The Poughkeepsie Journal printed a photo of a man tending a grill. In addition to the usual slabs of muscle tissue there is an entire head of a pig, skin, eyes, ears and nose. It appears to be looking at the camera. Many people, vegetarians, vegans and carnivores find this objectionable, my first reaction also.

Now I hope it will help some people realize that the meat they eat was part of a living, breathing and feeling animal. Thousands of unhappy pigs are raised in confined spaces - their waste goes into so-called lagoons, which are major polluting sources.

Cows care tenderly for their calves, but even on organic farms they are separated, mother and baby bellowing for each other. "If she is nursing, she holds back on her milk", a dairyman said when asked if the calves were allowed to nurse. I believe that many people don't realize that nature provides every mammal with milk specifically tailored for the needs of its infant. I believe that we humans are better off without a food designed to grow a calf to 800 pounds. "But they don't kill them", people say. Actually, they do.
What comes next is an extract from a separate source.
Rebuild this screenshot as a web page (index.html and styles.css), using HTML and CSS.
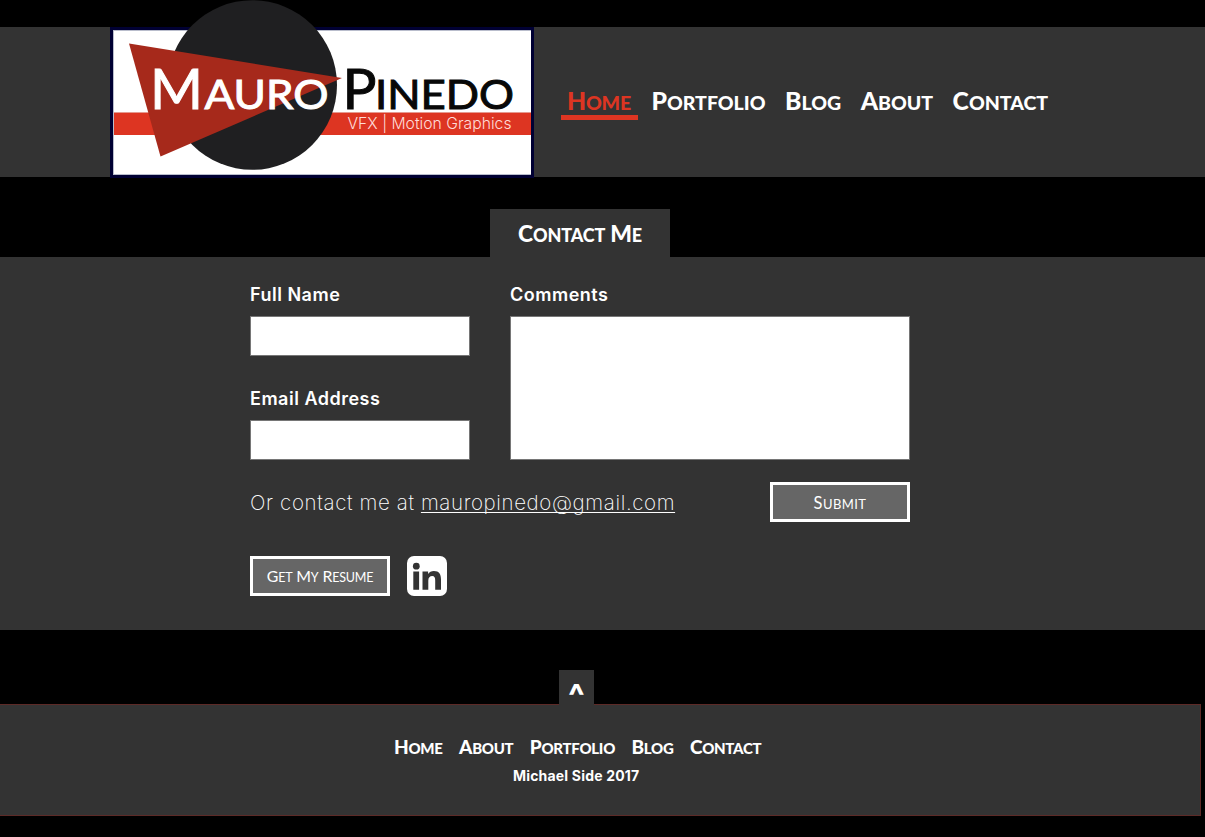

A cow can live 20 years, but dairy cows are so spent after four years they are sent to slaughter, then their flesh makes great mystery meat for prisons and school lunches.

It is not only beef that is high in cholesterol; chicken is too. Most of the ten billion animals we slaughter each year in the USA are chickens. McDonald's is now advertising chicken for breakfast, as if people needed to eat more of it. Chickens raised for meat have such large breasts that they can hardly stand. Ninety-five percent of all eggs come from caged chickens who have the same space as the piece of paper this is printed on.

Seventy percent of grain goes for animal feed. We could end world hunger.

I believe if more people knew about these things they would change their behavior. However, a friend said to me recently, that she knows most of this but has "compartmentalized" it so that she can continue to eat the foods that she enjoys. Consider stepping out of your box. A simple way to think about it - Eat nothing with a face, a mother or a liver. Every time you forgo a pound of meat you save as much water as if you stopped showering for a year - and you get to keep your friends. I believe that this is a good thing.